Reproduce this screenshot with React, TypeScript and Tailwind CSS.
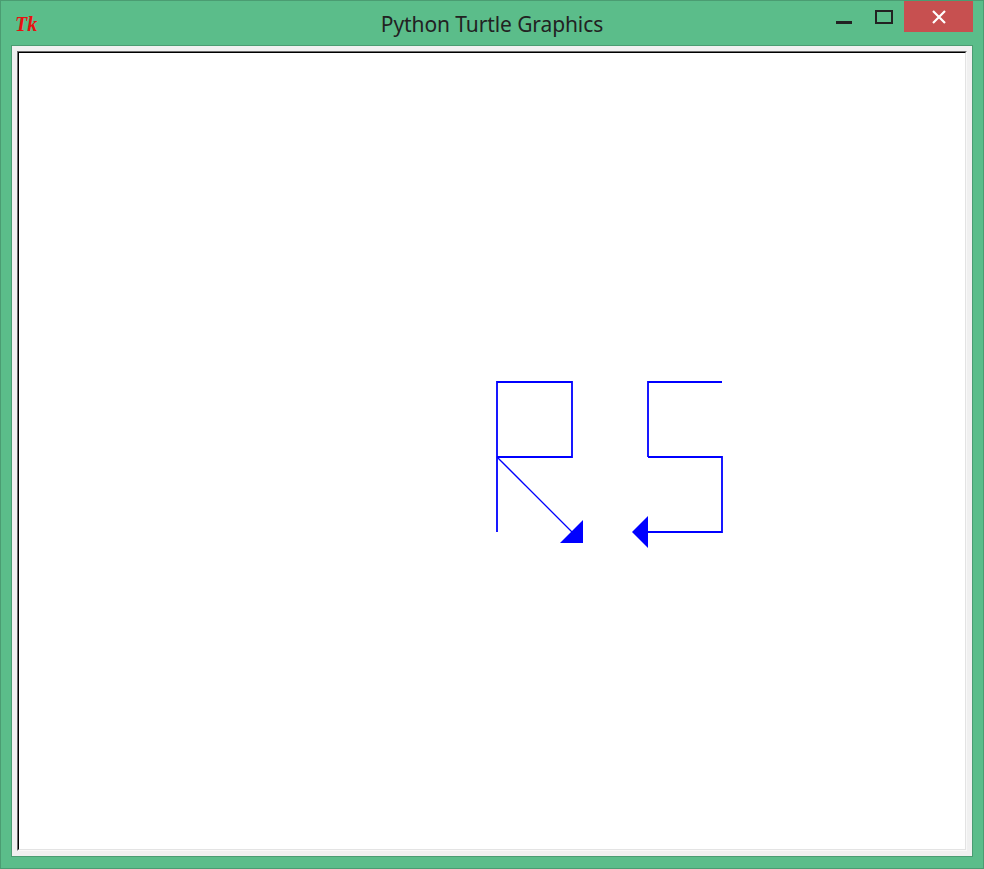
const TitleBar = () => {
  return (
    <div className="grid h-[44px] grid-cols-[1fr_auto_1fr]">
      <div className="flex items-start pl-[14px] pt-[13px]">
        <span className="text-[20px] font-bold italic leading-none text-[#e81010] [font-family:'Liberation_Serif',serif]">
          Tk
        </span>
      </div>
      <div className="flex items-center pt-[3px] text-[21px] tracking-[-0.1px] text-[#222222] [font-family:'Noto_Sans',sans-serif]">
        Python Turtle Graphics
      </div>
      <div className="flex items-start justify-end pr-[10px]">
        <button className="flex h-[30px] w-[39px] items-start justify-start pt-[20px]">
          <span className="block h-[3px] w-[16px] bg-[#222222]" />
        </button>
        <button className="flex h-[30px] w-[29px] items-start justify-start pt-[9px]">
          <span className="block h-[14px] w-[18px] border-2 border-[#222222]" />
        </button>
        <button className="flex h-[31px] w-[69px] items-center justify-center bg-[#c75050]">
          <svg width="14" height="14" viewBox="0 0 14 14">
            <path d="M1 1 L13 13 M13 1 L1 13" stroke="#ffffff" strokeWidth="2.2" />
          </svg>
        </button>
      </div>
    </div>
  );
};

const TurtleCanvas = () => {
  // page coordinates, shifted back by the canvas content origin
  return (
    <div className="relative h-full w-full overflow-hidden bg-white">
      <svg className="absolute inset-0" width="100%" height="100%">
        <g transform="translate(-19,-53)" fill="none" stroke="#0000ff">
          <path d="M497 532 L497 382 L572 382 L572 457 L497 457" strokeWidth="1.8" />
          <path d="M497 457 L572 532" strokeWidth="1.3" />
          <polygon points="583,543 560,543 583,520" fill="#0000ff" stroke="none" />
          <path d="M648 457 L648 382 L722 382" strokeWidth="1.8" />
          <path d="M648 457 L722 457 L722 532 L648 532" strokeWidth="1.8" />
          <polygon points="632,532 648,516 648,548" fill="#0000ff" stroke="none" />
        </g>
      </svg>
    </div>
  );
};

const App = () => {
  return (
    <div className="flex h-[869px] w-[984px] flex-col border border-[#4b9c72] bg-[#5bbd8a]">
      <TitleBar />
      <div className="mx-[10px] mb-[11px] flex-1 border border-[#4b9c72] bg-[#f0f0f0] p-[5px]">
        <div className="h-full w-full border-l border-t border-r border-b border-l-[#6a6a6a] border-t-[#6a6a6a] border-r-[#f8f8f8] border-b-[#f8f8f8]">
          <div className="h-full w-full border-l border-t border-r border-b border-l-black border-t-black border-r-[#e3e3e3] border-b-[#e3e3e3]">
            <TurtleCanvas />
          </div>
        </div>
      </div>
    </div>
  );
};

export default App;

- Short exercise
Word for word, quote the lines above. Omit the pictures.

- Correct response
Reproduce this screenshot with React, TypeScript and Tailwind CSS.
const TitleBar = () => {
  return (
    <div className="grid h-[44px] grid-cols-[1fr_auto_1fr]">
      <div className="flex items-start pl-[14px] pt-[13px]">
        <span className="text-[20px] font-bold italic leading-none text-[#e81010] [font-family:'Liberation_Serif',serif]">
          Tk
        </span>
      </div>
      <div className="flex items-center pt-[3px] text-[21px] tracking-[-0.1px] text-[#222222] [font-family:'Noto_Sans',sans-serif]">
        Python Turtle Graphics
      </div>
      <div className="flex items-start justify-end pr-[10px]">
        <button className="flex h-[30px] w-[39px] items-start justify-start pt-[20px]">
          <span className="block h-[3px] w-[16px] bg-[#222222]" />
        </button>
        <button className="flex h-[30px] w-[29px] items-start justify-start pt-[9px]">
          <span className="block h-[14px] w-[18px] border-2 border-[#222222]" />
        </button>
        <button className="flex h-[31px] w-[69px] items-center justify-center bg-[#c75050]">
          <svg width="14" height="14" viewBox="0 0 14 14">
            <path d="M1 1 L13 13 M13 1 L1 13" stroke="#ffffff" strokeWidth="2.2" />
          </svg>
        </button>
      </div>
    </div>
  );
};

const TurtleCanvas = () => {
  // page coordinates, shifted back by the canvas content origin
  return (
    <div className="relative h-full w-full overflow-hidden bg-white">
      <svg className="absolute inset-0" width="100%" height="100%">
        <g transform="translate(-19,-53)" fill="none" stroke="#0000ff">
          <path d="M497 532 L497 382 L572 382 L572 457 L497 457" strokeWidth="1.8" />
          <path d="M497 457 L572 532" strokeWidth="1.3" />
          <polygon points="583,543 560,543 583,520" fill="#0000ff" stroke="none" />
          <path d="M648 457 L648 382 L722 382" strokeWidth="1.8" />
          <path d="M648 457 L722 457 L722 532 L648 532" strokeWidth="1.8" />
          <polygon points="632,532 648,516 648,548" fill="#0000ff" stroke="none" />
        </g>
      </svg>
    </div>
  );
};

const App = () => {
  return (
    <div className="flex h-[869px] w-[984px] flex-col border border-[#4b9c72] bg-[#5bbd8a]">
      <TitleBar />
      <div className="mx-[10px] mb-[11px] flex-1 border border-[#4b9c72] bg-[#f0f0f0] p-[5px]">
        <div className="h-full w-full border-l border-t border-r border-b border-l-[#6a6a6a] border-t-[#6a6a6a] border-r-[#f8f8f8] border-b-[#f8f8f8]">
          <div className="h-full w-full border-l border-t border-r border-b border-l-black border-t-black border-r-[#e3e3e3] border-b-[#e3e3e3]">
            <TurtleCanvas />
          </div>
        </div>
      </div>
    </div>
  );
};

export default App;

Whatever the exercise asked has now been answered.